Aneksowana w wyniku corocznej rewizji wieloletnia umowa lubelskiej kopalni z Elektrownią Połaniec należącą do GDF ma przynieść giełdowej spółce 3,124 mld zł netto, czyli o 5,71 proc. mniej, niż stanowiły poprzednie warunki dostaw.
A to nie koniec. Jak się dowiedzieliśmy, w LW nadal trwają renegocjacje umów na dostawy do Ostrołęki należącej do Energi. Rynek także tu spodziewa się spadku wartości kontraktu, jeśli zostanie on przedłużony. Bogdance zależy bowiem na utrzymaniu produkcji na dotychczasowym poziomie, a jej prezes zapowiedział ostatnio, że w planach na 2016 r. jest nawet sprzedaż wyższa niż tegoroczna.
Przypomnijmy, że ostatnio kopalnia podpisała też aneks do umowy z Grupą Azoty Zakładami Azotowymi Puławy. Według nowych warunków wartość umowy wynosi łącznie 859 mln zł netto, czyli 5,6 proc. mniej niż wcześniej.
Korekta na dostawy do końca 2015 r. dla PGNiG Termika wynosiła ponad 15 proc. Umowę na dostawy określającą jej nową wartość na poziomie 805,3 mln zł podpisano już w czerwcu.

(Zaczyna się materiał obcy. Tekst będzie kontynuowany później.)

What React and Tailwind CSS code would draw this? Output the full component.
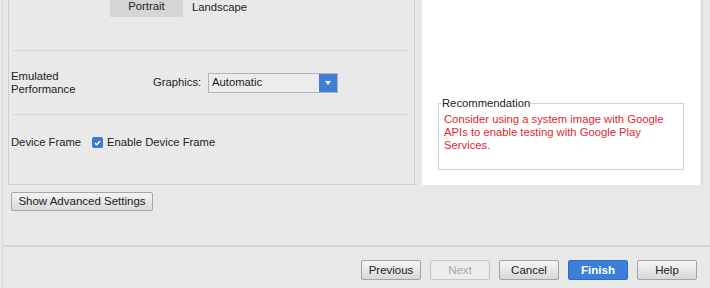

Zdaniem Artura Iwańskiego delikatny 5-proc. spadek cen węgla jest w przyszłym roku spodziewany, więc przeszacowania kontraktów Bogdanki nie są zaskoczeniem. – Sytuacja na rynku węgla obecnie się stabilizuje. Dziś za czarne paliwo płacimy ok. 9,5 zł/GJ – wskazuje analityk DM PKO BP. Jego zdaniem nie spadek przychodów LW jest najważniejszy. – Rynek boi się dziś bardziej tego, co nowy zarząd zdecyduje o dalszym procesie konsolidacji kopalń. Bogdanka od nowego roku będzie kon-solidowana przez państwową Eneę, więc w planach może być scenariusz włączenia do tych struktur KHW – tłumaczy Iwański.